The 2020 novel I read that dealt most explicitly with Trump was Ayad Akhtar’s Homeland Elegies, in which Trump features as a character in the early chapters, when the narrator’s father treats him for a potential illness. Akhtar’s novel is about the narrator’s relationship with his father, who in the book’s first sentence is thematically equated with Trump himself: “My father first met Donald Trump in the early ’90s, when they were both in their midforties—my father the elder by a year—and each was coming out from under virtual financial ruin.” The novel overall is a wonderful exploration of the father’s disenchantment with America, but it also inadvertently functions as a cathartic bookend to the Trump era.
There were lots of other excellent books I read this year—Moroccan novelist Mohamed Choukri’s classics For Bread Alone and Streetwise, Megha Majumdar’s heartbreaking 2020 novel A Burning, Farooq Ahmed’s inventive and hilarious Kansastan, an alternate history that reimagines a narrative of the Civil War through an Islamic cultural lens. But there were also lots of books I started reading and never finished: E.P. Thompson’s The Making of the English Working Class, Marcel Proust’s Swann’s Way, Volume Six of Karl Ove Knausgaard’s My Struggle, Eric Hobsbawm’s The Age of Revolution, Shoshana Zuboff’s The Age of Surveillance Capitalism, Rick Perlstein’s Reaganland, Boccaccio’s Decameron, Barack Obama’s new memoir. So many starts, so many unfinished and still sitting in a hopeful pile on my side table, or 30% completed in my Audible app.

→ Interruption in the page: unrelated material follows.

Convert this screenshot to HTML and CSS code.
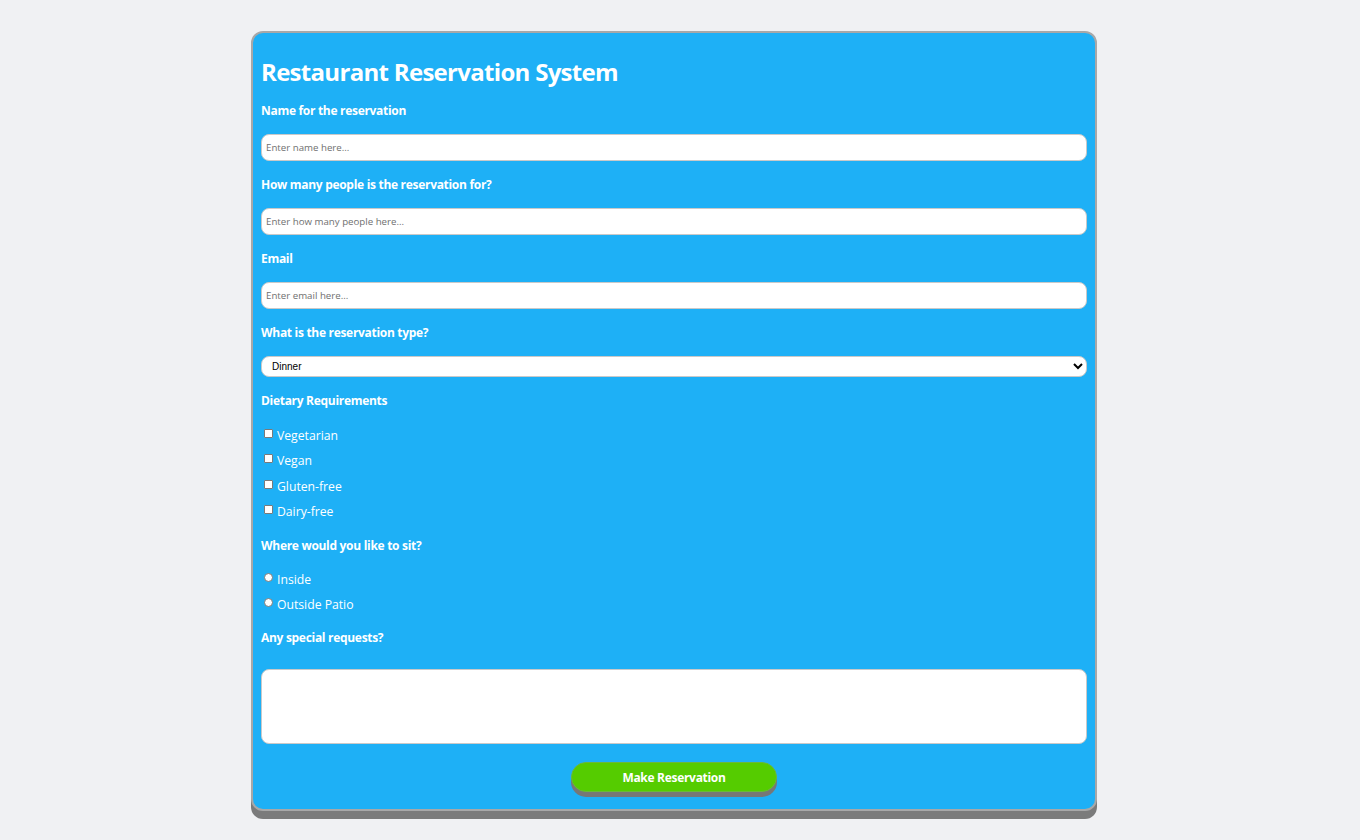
FILE: index.html
```html
<!DOCTYPE html>
<html lang="en">
<head>
<meta charset="utf-8">
<title>Restaurant Reservation System</title>
<link rel="stylesheet" href="styles.css">
</head>
<body>
<main class="card">
  <h1 class="title">Restaurant Reservation System</h1>
  <form class="form">
    <label class="field-label" for="name">Name for the reservation</label>
    <input class="text-input" id="name" type="text" placeholder="Enter name here...">

    <label class="field-label" for="people">How many people is the reservation for?</label>
    <input class="text-input" id="people" type="text" placeholder="Enter how many people here...">

    <label class="field-label" for="email">Email</label>
    <input class="text-input" id="email" type="text" placeholder="Enter email here...">

    <label class="field-label" for="type">What is the reservation type?</label>
    <select class="select-input" id="type">
      <option>Dinner</option>
      <option>Lunch</option>
      <option>Breakfast</option>
    </select>

    <div class="field-label">Dietary Requirements</div>
    <div class="options options-check">
      <label class="option"><input class="check" type="checkbox">Vegetarian</label>
      <label class="option"><input class="check" type="checkbox">Vegan</label>
      <label class="option"><input class="check" type="checkbox">Gluten-free</label>
      <label class="option"><input class="check" type="checkbox">Dairy-free</label>
    </div>

    <div class="field-label">Where would you like to sit?</div>
    <div class="options options-radio">
      <label class="option"><input class="radio" type="radio" name="seat">Inside</label>
      <label class="option"><input class="radio" type="radio" name="seat">Outside Patio</label>
    </div>

    <label class="field-label" for="requests">Any special requests?</label>
    <textarea class="textarea" id="requests"></textarea>

    <div class="actions">
      <button class="submit" type="button">Make Reservation</button>
    </div>
  </form>
</main>
</body>
</html>
```
FILE: styles.css
```css
* { box-sizing: border-box; }

html, body {
  margin: 0;
  padding: 0;
}

body {
  background: #f0f1f3;
  font-family: "Open Sans", "Noto Sans", sans-serif;
  padding: 31px 12px 20px 0;
}

.card {
  width: 846px;
  margin: 0 auto;
  background: #1eb0f6;
  border: 2px solid #a8a8a8;
  border-radius: 12px;
  box-shadow: 0 8px 0 #7b7b7b;
  padding: 8px 8px 12px;
  color: #fff;
}

.title {
  margin: 16px 0 0;
  font-size: 24px;
  line-height: 30px;
  font-weight: 700;
  letter-spacing: -0.7px;
}

.form {
  display: flex;
  flex-direction: column;
}

.field-label {
  display: block;
  margin: 16px 0;
  font-size: 12px;
  line-height: 15px;
  font-weight: 700;
  letter-spacing: -0.3px;
}

.text-input {
  height: 27px;
  width: 100%;
  border: 1px solid #c9c9c9;
  border-radius: 8px;
  padding: 0 4px;
  font-family: "Open Sans", sans-serif;
  font-size: 9.7px;
  color: #333;
  background: #fff;
}

.text-input::placeholder {
  color: #6f6f6f;
}

.select-input {
  height: 21px;
  width: 100%;
  border: 1px solid #c9c9c9;
  border-radius: 8px;
  padding: 0 6px;
  font-family: "Liberation Sans", sans-serif;
  font-size: 10px;
  color: #000;
  background: #fff;
}

.options {
  display: flex;
  flex-direction: column;
}

.options-check {
  margin: -1px 0 -2px;
}

.options-radio {
  margin: -2px 0 -3px;
}

.option {
  display: flex;
  align-items: center;
  height: 25.33px;
  font-size: 12.2px;
  font-weight: 400;
}

.options-radio .option {
  height: 25px;
}

.check {
  appearance: none;
  width: 9px;
  height: 9px;
  margin: -4px 4px 0 3px;
  background: #fff;
  border: 1px solid #7a7a7a;
  border-radius: 1px;
}

.radio {
  appearance: none;
  width: 9px;
  height: 9px;
  margin: -4px 4px 0 3px;
  background: #fff;
  border: 1px solid #7a7a7a;
  border-radius: 50%;
}

.textarea {
  margin-top: 8px;
  height: 75px;
  width: 100%;
  border: 1px solid #c9c9c9;
  border-radius: 8px;
  background: #fff;
  resize: none;
}

.actions {
  display: flex;
  justify-content: center;
  margin-top: 18px;
}

.submit {
  width: 206px;
  height: 30px;
  border: 1px solid #6bb83a;
  border-radius: 15px;
  background: #55cc00;
  box-shadow: 0 5px 0 #777;
  color: #fff;
  font-family: "Open Sans", sans-serif;
  font-size: 12px;
  font-weight: 700;
  letter-spacing: -0.3px;
  margin-bottom: 5px;
}
```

Looking back, it’s clear I had a harder time finishing nonfiction books this year than normal. Generally, I read an equal number of fiction and nonfiction—but this year I read mostly novels. Perhaps between the pandemic and the election, there was too much nonfiction in the real world, and I was drawn to more imaginative narrative worlds.
In the remaining weeks of the year, I hope to finish a few more books: Golden Gate Jumper Survivor’s Society by Ross Wilcox, How Fires End by Marco Rafalà, Real Life by Brandon Taylor, and The Royal Abduls by Ramiza Koya, who sadly passed away earlier this year.
In previous years, I’ve prided myself in reading a hundred books a year. This year that will certainly not be the case. But despite that, I think I’ve had a more profound interaction with books this year—the pandemic and the resulting extra time spent inside my apartment has helped me understand why I value reading so much. Jenny Odell in How to Do Nothing encouraged us to put away our capitalist obsession with productivity and indulge in the act of doing less. Reading a hundred books a year might be an admirable goal, but it’s also an act of productivity. “I hope,” Odell writes, “that the figure of ‘doing nothing’ in opposition to a productivity-obsessed environment…can help people find ways of connecting that are substantive, sustaining, and absolutely unprofitable to corporations, whose metrics and algorithms have never belonged in the conversations we have about our thoughts, our feelings, and our survival.”
This year has certainly been a year of survival—thankfully, books have been there to help us.